Au demeurant, Romney et Obama ont-ils des positions géopolitiques divergentes ? Non. Le second est simplement apparemment plus belliqueux avec des accents nostalgiques destinés à réconforter la droite conservatrice américaine, laquelle semble plus droitière que la majorité du peuple américain finalement assez centriste. Bref, cette élection ne devrait changer que peu de choses à la stratégie américaine. Il n’y a pas plus de chances qu’elle ralentisse le déclin annoncé de la première puissance mondiale. À moins d’inverser une réalité économique grevée et dominée par des créances américaines détenues par la Chine et les royaumes sunnites. Quant à relocaliser la production et la consommation des ménages sur le sol national, cela relève de la gageure.

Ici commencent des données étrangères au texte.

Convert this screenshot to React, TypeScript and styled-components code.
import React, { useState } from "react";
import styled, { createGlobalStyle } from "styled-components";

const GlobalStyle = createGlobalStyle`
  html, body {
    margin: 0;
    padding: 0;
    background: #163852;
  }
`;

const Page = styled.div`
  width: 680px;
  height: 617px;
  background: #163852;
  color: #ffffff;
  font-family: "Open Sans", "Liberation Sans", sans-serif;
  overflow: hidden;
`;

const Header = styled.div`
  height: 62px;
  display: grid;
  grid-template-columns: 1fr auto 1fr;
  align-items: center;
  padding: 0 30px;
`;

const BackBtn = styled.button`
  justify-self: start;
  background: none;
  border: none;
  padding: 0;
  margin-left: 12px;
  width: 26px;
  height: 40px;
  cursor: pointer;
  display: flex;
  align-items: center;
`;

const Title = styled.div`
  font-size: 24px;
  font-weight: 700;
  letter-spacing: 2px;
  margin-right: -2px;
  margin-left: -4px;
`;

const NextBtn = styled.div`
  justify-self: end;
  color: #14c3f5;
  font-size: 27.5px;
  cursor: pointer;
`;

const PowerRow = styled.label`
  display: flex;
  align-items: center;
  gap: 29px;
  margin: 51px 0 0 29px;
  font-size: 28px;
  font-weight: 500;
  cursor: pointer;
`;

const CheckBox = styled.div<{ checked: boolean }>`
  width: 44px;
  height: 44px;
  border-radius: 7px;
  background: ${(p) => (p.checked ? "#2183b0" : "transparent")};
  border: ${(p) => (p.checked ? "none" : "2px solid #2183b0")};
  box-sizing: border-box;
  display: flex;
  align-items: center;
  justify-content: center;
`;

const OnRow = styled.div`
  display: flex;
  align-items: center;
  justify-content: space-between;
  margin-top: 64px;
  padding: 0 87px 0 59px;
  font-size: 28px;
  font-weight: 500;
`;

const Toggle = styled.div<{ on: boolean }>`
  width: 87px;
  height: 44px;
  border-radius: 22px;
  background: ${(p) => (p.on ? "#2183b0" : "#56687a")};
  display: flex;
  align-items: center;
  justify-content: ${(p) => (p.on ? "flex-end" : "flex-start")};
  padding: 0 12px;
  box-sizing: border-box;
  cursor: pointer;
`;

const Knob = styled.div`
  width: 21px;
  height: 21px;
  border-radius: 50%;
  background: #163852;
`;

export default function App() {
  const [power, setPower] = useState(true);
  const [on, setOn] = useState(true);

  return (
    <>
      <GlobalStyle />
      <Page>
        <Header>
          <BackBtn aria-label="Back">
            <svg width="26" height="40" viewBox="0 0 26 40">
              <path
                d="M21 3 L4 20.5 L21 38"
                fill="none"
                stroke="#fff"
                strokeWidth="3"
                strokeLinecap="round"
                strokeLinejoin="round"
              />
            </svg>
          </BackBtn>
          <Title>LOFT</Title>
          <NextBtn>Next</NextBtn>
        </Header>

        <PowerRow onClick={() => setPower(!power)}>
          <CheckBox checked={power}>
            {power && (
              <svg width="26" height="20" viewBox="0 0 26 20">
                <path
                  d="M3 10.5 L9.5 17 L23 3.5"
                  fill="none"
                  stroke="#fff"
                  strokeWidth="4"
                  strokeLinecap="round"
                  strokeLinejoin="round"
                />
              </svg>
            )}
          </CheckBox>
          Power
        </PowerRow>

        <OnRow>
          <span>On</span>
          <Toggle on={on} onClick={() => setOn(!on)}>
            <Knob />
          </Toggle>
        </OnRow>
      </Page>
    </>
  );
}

Pour l’heure, le département américain compte ses alliés. Quelle place l’Europe occupe-t-elle ? Au sommet de Copenhague relatif à l’environnement en 2009, Obama a passé un accord avec ses homologues chinois, indien, brésilien et sud-africain sur le dos des dirigeants européens. Il a boudé les commémorations des vingt ans de la chute du mur de Berlin en 2009. Il a refusé d’assister au sommet UE-États-Unis de 2010. Autrement dit, la vielle Europe ne pèse pas grand chose. Mais, depuis quelques mois, Obama s’emploie a contrario à raffermir ses relations avec les pays européens (notamment par le biais de produits sponsorisés par la diplomatie culturelle américaine). Mais l’Amérique fait-elle encore rêver ? L’american way of life est-il toujours the modèle ? Quelle que soit la réponse, si Obama souhaite constituer un front occidental, il s’agirait de traiter les Européens comme un pôle partenaire à part entière. Certes, la méconstruction de l’Union européenne ne l’y encourage pas.

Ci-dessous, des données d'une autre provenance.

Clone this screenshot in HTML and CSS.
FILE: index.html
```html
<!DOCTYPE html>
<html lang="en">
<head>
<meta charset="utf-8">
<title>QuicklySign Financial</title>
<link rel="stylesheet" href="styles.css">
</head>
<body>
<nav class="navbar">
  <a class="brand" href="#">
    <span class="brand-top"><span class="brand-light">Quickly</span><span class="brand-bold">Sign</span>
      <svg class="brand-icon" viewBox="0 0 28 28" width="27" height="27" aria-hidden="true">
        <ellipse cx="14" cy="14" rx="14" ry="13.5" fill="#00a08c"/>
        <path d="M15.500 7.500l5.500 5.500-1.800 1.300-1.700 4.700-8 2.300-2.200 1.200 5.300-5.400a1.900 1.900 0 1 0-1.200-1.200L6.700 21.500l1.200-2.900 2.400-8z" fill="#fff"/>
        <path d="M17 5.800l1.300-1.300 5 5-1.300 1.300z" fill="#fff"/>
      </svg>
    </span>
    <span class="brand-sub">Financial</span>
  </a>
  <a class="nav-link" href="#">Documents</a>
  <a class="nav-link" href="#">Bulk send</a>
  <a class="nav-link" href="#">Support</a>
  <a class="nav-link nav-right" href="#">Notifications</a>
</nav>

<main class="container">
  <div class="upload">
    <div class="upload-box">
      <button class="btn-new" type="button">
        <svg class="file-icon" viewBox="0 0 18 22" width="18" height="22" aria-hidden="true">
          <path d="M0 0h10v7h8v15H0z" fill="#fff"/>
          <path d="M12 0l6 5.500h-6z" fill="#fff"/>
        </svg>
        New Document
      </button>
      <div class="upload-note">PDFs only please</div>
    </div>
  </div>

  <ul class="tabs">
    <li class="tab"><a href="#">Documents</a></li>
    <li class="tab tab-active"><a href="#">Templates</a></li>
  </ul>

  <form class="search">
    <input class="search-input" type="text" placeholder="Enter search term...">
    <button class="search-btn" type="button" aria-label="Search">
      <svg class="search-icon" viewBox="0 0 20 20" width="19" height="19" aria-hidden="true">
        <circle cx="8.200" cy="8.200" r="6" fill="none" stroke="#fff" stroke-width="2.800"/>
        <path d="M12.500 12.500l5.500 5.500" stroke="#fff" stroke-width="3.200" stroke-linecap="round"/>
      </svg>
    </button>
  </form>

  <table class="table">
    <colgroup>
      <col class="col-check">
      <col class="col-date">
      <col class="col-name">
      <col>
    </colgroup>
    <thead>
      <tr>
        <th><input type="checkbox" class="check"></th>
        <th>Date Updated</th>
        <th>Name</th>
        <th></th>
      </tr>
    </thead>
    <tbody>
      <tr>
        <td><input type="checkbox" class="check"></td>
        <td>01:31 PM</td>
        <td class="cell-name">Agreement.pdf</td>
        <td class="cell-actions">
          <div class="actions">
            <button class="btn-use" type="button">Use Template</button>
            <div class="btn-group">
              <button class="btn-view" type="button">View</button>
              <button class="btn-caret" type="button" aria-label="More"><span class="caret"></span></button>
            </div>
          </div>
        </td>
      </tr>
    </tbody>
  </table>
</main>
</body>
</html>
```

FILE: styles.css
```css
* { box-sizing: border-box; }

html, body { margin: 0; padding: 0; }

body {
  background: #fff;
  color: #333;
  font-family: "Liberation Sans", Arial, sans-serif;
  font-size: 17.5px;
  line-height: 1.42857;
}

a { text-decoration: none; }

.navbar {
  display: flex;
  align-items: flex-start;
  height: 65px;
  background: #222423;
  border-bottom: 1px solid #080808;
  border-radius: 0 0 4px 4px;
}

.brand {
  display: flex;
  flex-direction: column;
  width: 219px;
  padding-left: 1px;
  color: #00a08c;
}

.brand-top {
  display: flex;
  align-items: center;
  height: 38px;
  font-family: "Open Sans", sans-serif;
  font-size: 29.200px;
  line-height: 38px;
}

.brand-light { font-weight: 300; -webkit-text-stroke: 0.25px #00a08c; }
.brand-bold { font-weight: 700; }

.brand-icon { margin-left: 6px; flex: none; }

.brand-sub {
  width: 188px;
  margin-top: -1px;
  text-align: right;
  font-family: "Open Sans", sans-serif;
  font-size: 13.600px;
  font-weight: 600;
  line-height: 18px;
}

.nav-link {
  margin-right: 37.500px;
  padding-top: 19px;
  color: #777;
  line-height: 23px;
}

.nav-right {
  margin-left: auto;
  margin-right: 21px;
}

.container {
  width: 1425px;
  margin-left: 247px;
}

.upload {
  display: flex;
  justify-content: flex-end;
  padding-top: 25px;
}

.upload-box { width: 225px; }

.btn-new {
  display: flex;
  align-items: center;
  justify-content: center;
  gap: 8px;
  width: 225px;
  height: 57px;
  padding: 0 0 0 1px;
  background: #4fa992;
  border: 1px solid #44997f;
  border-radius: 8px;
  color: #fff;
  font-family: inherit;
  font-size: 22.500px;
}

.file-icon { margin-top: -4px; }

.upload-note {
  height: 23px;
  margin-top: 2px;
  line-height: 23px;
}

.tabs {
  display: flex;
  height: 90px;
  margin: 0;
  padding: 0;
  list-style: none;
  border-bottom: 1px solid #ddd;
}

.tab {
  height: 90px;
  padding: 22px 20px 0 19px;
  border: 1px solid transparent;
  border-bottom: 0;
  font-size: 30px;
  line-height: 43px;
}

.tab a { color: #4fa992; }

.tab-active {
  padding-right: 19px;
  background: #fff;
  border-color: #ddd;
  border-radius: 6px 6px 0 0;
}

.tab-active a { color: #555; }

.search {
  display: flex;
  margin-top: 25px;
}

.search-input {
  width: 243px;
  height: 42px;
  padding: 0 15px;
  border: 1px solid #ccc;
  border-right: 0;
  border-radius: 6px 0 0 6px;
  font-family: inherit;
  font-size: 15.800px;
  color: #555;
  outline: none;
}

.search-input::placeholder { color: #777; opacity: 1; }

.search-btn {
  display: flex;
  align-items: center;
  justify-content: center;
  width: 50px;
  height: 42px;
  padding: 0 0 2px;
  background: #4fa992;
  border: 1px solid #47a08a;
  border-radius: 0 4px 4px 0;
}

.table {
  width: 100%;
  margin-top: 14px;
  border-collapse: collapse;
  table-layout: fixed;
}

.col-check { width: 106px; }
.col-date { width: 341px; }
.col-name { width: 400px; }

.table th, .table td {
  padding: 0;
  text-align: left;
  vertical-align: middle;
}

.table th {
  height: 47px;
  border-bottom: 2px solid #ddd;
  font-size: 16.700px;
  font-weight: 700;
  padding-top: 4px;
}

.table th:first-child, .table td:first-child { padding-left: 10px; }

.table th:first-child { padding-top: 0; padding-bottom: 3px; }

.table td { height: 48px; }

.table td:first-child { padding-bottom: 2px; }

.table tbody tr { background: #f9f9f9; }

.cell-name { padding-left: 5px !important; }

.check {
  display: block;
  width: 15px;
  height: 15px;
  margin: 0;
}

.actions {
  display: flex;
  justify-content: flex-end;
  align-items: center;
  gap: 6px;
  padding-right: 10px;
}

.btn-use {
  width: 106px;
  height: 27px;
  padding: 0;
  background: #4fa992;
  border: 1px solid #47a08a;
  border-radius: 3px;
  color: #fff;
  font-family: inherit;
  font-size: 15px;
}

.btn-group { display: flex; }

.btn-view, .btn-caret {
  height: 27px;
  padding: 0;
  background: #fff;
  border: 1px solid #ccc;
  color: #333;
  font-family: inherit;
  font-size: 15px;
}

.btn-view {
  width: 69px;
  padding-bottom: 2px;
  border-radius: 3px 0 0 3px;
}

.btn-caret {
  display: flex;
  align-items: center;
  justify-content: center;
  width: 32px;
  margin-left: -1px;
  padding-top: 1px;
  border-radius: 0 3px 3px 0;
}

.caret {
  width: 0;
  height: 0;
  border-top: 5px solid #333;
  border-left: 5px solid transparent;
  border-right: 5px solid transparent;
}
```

En ce temps d’élection, beaucoup de Français jugent qu’Obama est préférable à Romney. En réalité, ces élections – avant tout américaines – divisent comme tous les quatre ans le centre du pays et ses périphéries. Cette Amérique duelle est-elle bien représentée par ces deux candidats ? Une question à laquelle nous ne nous permettrons pas de répondre.